## Problem statement
Copy out the listing that follows, exact in every word, and skip the images.

## Supplied information
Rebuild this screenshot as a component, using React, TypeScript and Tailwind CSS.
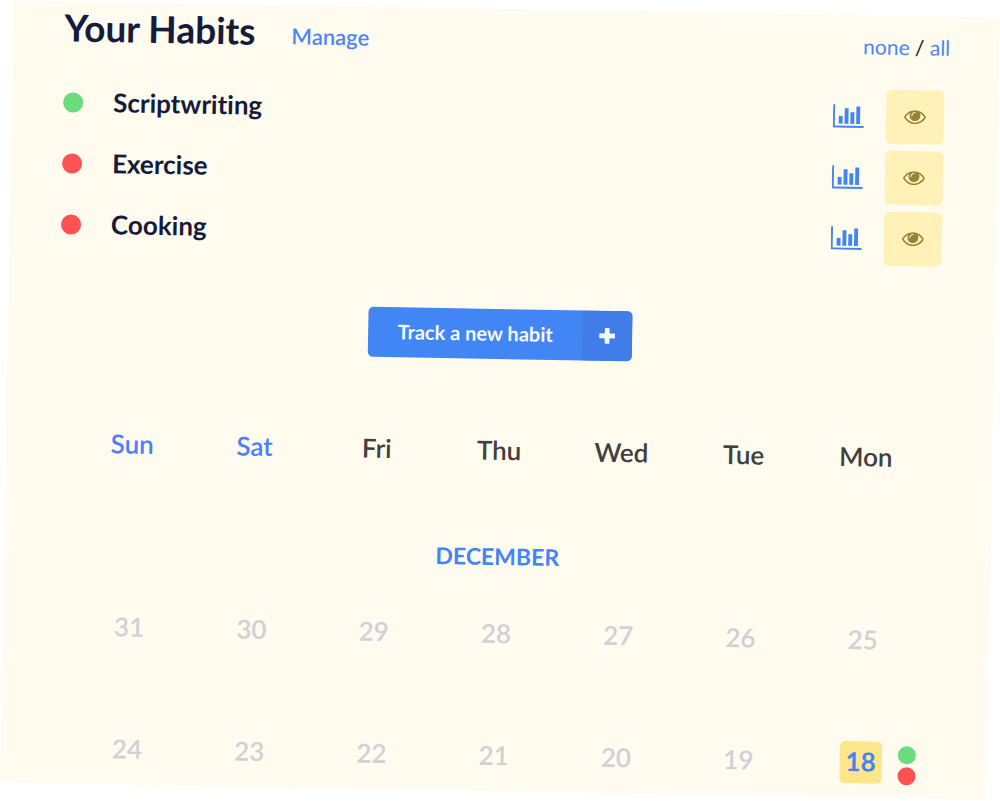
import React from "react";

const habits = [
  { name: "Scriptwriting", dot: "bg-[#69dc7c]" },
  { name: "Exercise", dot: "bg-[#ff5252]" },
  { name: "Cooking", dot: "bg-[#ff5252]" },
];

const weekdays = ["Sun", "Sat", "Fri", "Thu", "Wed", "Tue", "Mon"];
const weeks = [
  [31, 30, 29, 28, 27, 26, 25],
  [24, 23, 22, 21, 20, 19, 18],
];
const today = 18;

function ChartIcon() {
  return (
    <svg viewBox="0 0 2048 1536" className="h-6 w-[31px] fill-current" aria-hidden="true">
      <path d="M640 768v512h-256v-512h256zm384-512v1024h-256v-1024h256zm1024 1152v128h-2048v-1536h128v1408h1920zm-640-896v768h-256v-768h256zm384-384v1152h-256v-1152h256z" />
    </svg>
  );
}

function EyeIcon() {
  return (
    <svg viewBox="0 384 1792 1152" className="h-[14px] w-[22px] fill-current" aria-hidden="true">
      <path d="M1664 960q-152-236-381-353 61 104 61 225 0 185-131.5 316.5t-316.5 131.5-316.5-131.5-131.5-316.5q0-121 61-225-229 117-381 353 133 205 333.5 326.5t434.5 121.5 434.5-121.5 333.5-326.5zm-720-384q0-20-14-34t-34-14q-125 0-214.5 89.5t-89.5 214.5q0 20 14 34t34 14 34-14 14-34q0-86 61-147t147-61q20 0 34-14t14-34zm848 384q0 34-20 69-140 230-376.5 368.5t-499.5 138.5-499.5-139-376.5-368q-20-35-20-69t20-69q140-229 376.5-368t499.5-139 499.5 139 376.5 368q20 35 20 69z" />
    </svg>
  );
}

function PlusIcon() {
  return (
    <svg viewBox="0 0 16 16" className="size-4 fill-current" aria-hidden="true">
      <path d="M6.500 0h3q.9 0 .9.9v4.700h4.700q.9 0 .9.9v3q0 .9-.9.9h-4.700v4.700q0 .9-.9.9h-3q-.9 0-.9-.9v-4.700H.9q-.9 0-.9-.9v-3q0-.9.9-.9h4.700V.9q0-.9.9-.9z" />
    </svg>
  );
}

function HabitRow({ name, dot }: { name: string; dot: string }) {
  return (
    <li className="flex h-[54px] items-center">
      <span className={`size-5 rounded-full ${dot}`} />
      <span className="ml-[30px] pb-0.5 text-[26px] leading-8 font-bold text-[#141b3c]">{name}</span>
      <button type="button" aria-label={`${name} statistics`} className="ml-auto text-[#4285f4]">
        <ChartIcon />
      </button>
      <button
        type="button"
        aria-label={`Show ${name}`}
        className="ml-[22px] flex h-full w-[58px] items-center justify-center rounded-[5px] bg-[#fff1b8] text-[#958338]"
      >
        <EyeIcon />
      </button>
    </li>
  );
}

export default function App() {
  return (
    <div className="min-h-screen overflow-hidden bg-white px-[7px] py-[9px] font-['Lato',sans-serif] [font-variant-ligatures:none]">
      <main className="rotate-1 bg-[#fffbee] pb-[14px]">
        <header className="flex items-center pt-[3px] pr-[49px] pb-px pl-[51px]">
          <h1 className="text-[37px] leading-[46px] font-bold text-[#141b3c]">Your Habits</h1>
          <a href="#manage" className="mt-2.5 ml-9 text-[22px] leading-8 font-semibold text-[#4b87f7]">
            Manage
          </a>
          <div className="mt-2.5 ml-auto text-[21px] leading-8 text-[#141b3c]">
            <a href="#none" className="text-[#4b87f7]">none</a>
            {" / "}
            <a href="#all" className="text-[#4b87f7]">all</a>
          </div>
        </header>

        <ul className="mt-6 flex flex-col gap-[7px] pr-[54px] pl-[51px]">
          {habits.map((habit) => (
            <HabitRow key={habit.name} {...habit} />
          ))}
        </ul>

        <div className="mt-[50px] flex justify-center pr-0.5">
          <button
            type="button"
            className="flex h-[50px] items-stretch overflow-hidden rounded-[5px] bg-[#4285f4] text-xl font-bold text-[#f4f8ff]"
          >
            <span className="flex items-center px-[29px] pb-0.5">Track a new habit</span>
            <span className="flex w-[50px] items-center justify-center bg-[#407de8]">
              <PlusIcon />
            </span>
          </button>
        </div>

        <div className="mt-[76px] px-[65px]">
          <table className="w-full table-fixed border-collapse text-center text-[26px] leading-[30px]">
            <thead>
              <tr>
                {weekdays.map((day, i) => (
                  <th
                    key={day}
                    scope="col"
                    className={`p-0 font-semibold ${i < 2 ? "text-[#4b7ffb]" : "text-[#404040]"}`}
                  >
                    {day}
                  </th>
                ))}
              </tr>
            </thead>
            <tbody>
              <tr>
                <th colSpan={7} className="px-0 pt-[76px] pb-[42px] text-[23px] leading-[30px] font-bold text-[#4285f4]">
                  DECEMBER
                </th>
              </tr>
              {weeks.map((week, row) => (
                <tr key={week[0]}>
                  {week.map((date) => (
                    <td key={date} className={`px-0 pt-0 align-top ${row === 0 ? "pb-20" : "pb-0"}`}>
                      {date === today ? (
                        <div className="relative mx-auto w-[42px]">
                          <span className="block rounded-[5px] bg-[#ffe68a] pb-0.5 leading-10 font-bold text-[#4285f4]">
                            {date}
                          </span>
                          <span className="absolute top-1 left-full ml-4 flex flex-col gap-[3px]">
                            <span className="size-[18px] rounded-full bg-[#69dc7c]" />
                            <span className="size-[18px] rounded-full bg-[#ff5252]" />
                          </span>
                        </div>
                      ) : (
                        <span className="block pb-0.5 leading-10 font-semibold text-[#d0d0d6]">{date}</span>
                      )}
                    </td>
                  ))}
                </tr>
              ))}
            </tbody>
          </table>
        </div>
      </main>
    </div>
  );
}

## The output
Rebuild this screenshot as a component, using React, TypeScript and Tailwind CSS.
import React from "react";

const habits = [
  { name: "Scriptwriting", dot: "bg-[#69dc7c]" },
  { name: "Exercise", dot: "bg-[#ff5252]" },
  { name: "Cooking", dot: "bg-[#ff5252]" },
];

const weekdays = ["Sun", "Sat", "Fri", "Thu", "Wed", "Tue", "Mon"];
const weeks = [
  [31, 30, 29, 28, 27, 26, 25],
  [24, 23, 22, 21, 20, 19, 18],
];
const today = 18;

function ChartIcon() {
  return (
    <svg viewBox="0 0 2048 1536" className="h-6 w-[31px] fill-current" aria-hidden="true">
      <path d="M640 768v512h-256v-512h256zm384-512v1024h-256v-1024h256zm1024 1152v128h-2048v-1536h128v1408h1920zm-640-896v768h-256v-768h256zm384-384v1152h-256v-1152h256z" />
    </svg>
  );
}

function EyeIcon() {
  return (
    <svg viewBox="0 384 1792 1152" className="h-[14px] w-[22px] fill-current" aria-hidden="true">
      <path d="M1664 960q-152-236-381-353 61 104 61 225 0 185-131.5 316.5t-316.5 131.5-316.5-131.5-131.5-316.5q0-121 61-225-229 117-381 353 133 205 333.5 326.5t434.5 121.5 434.5-121.5 333.5-326.5zm-720-384q0-20-14-34t-34-14q-125 0-214.5 89.5t-89.5 214.5q0 20 14 34t34 14 34-14 14-34q0-86 61-147t147-61q20 0 34-14t14-34zm848 384q0 34-20 69-140 230-376.5 368.5t-499.5 138.5-499.5-139-376.5-368q-20-35-20-69t20-69q140-229 376.5-368t499.5-139 499.5 139 376.5 368q20 35 20 69z" />
    </svg>
  );
}

function PlusIcon() {
  return (
    <svg viewBox="0 0 16 16" className="size-4 fill-current" aria-hidden="true">
      <path d="M6.500 0h3q.9 0 .9.9v4.700h4.700q.9 0 .9.9v3q0 .9-.9.9h-4.700v4.700q0 .9-.9.9h-3q-.9 0-.9-.9v-4.700H.9q-.9 0-.9-.9v-3q0-.9.9-.9h4.700V.9q0-.9.9-.9z" />
    </svg>
  );
}

function HabitRow({ name, dot }: { name: string; dot: string }) {
  return (
    <li className="flex h-[54px] items-center">
      <span className={`size-5 rounded-full ${dot}`} />
      <span className="ml-[30px] pb-0.5 text-[26px] leading-8 font-bold text-[#141b3c]">{name}</span>
      <button type="button" aria-label={`${name} statistics`} className="ml-auto text-[#4285f4]">
        <ChartIcon />
      </button>
      <button
        type="button"
        aria-label={`Show ${name}`}
        className="ml-[22px] flex h-full w-[58px] items-center justify-center rounded-[5px] bg-[#fff1b8] text-[#958338]"
      >
        <EyeIcon />
      </button>
    </li>
  );
}

export default function App() {
  return (
    <div className="min-h-screen overflow-hidden bg-white px-[7px] py-[9px] font-['Lato',sans-serif] [font-variant-ligatures:none]">
      <main className="rotate-1 bg-[#fffbee] pb-[14px]">
        <header className="flex items-center pt-[3px] pr-[49px] pb-px pl-[51px]">
          <h1 className="text-[37px] leading-[46px] font-bold text-[#141b3c]">Your Habits</h1>
          <a href="#manage" className="mt-2.5 ml-9 text-[22px] leading-8 font-semibold text-[#4b87f7]">
            Manage
          </a>
          <div className="mt-2.5 ml-auto text-[21px] leading-8 text-[#141b3c]">
            <a href="#none" className="text-[#4b87f7]">none</a>
            {" / "}
            <a href="#all" className="text-[#4b87f7]">all</a>
          </div>
        </header>

        <ul className="mt-6 flex flex-col gap-[7px] pr-[54px] pl-[51px]">
          {habits.map((habit) => (
            <HabitRow key={habit.name} {...habit} />
          ))}
        </ul>

        <div className="mt-[50px] flex justify-center pr-0.5">
          <button
            type="button"
            className="flex h-[50px] items-stretch overflow-hidden rounded-[5px] bg-[#4285f4] text-xl font-bold text-[#f4f8ff]"
          >
            <span className="flex items-center px-[29px] pb-0.5">Track a new habit</span>
            <span className="flex w-[50px] items-center justify-center bg-[#407de8]">
              <PlusIcon />
            </span>
          </button>
        </div>

        <div className="mt-[76px] px-[65px]">
          <table className="w-full table-fixed border-collapse text-center text-[26px] leading-[30px]">
            <thead>
              <tr>
                {weekdays.map((day, i) => (
                  <th
                    key={day}
                    scope="col"
                    className={`p-0 font-semibold ${i < 2 ? "text-[#4b7ffb]" : "text-[#404040]"}`}
                  >
                    {day}
                  </th>
                ))}
              </tr>
            </thead>
            <tbody>
              <tr>
                <th colSpan={7} className="px-0 pt-[76px] pb-[42px] text-[23px] leading-[30px] font-bold text-[#4285f4]">
                  DECEMBER
                </th>
              </tr>
              {weeks.map((week, row) => (
                <tr key={week[0]}>
                  {week.map((date) => (
                    <td key={date} className={`px-0 pt-0 align-top ${row === 0 ? "pb-20" : "pb-0"}`}>
                      {date === today ? (
                        <div className="relative mx-auto w-[42px]">
                          <span className="block rounded-[5px] bg-[#ffe68a] pb-0.5 leading-10 font-bold text-[#4285f4]">
                            {date}
                          </span>
                          <span className="absolute top-1 left-full ml-4 flex flex-col gap-[3px]">
                            <span className="size-[18px] rounded-full bg-[#69dc7c]" />
                            <span className="size-[18px] rounded-full bg-[#ff5252]" />
                          </span>
                        </div>
                      ) : (
                        <span className="block pb-0.5 leading-10 font-semibold text-[#d0d0d6]">{date}</span>
                      )}
                    </td>
                  ))}
                </tr>
              ))}
            </tbody>
          </table>
        </div>
      </main>
    </div>
  );
}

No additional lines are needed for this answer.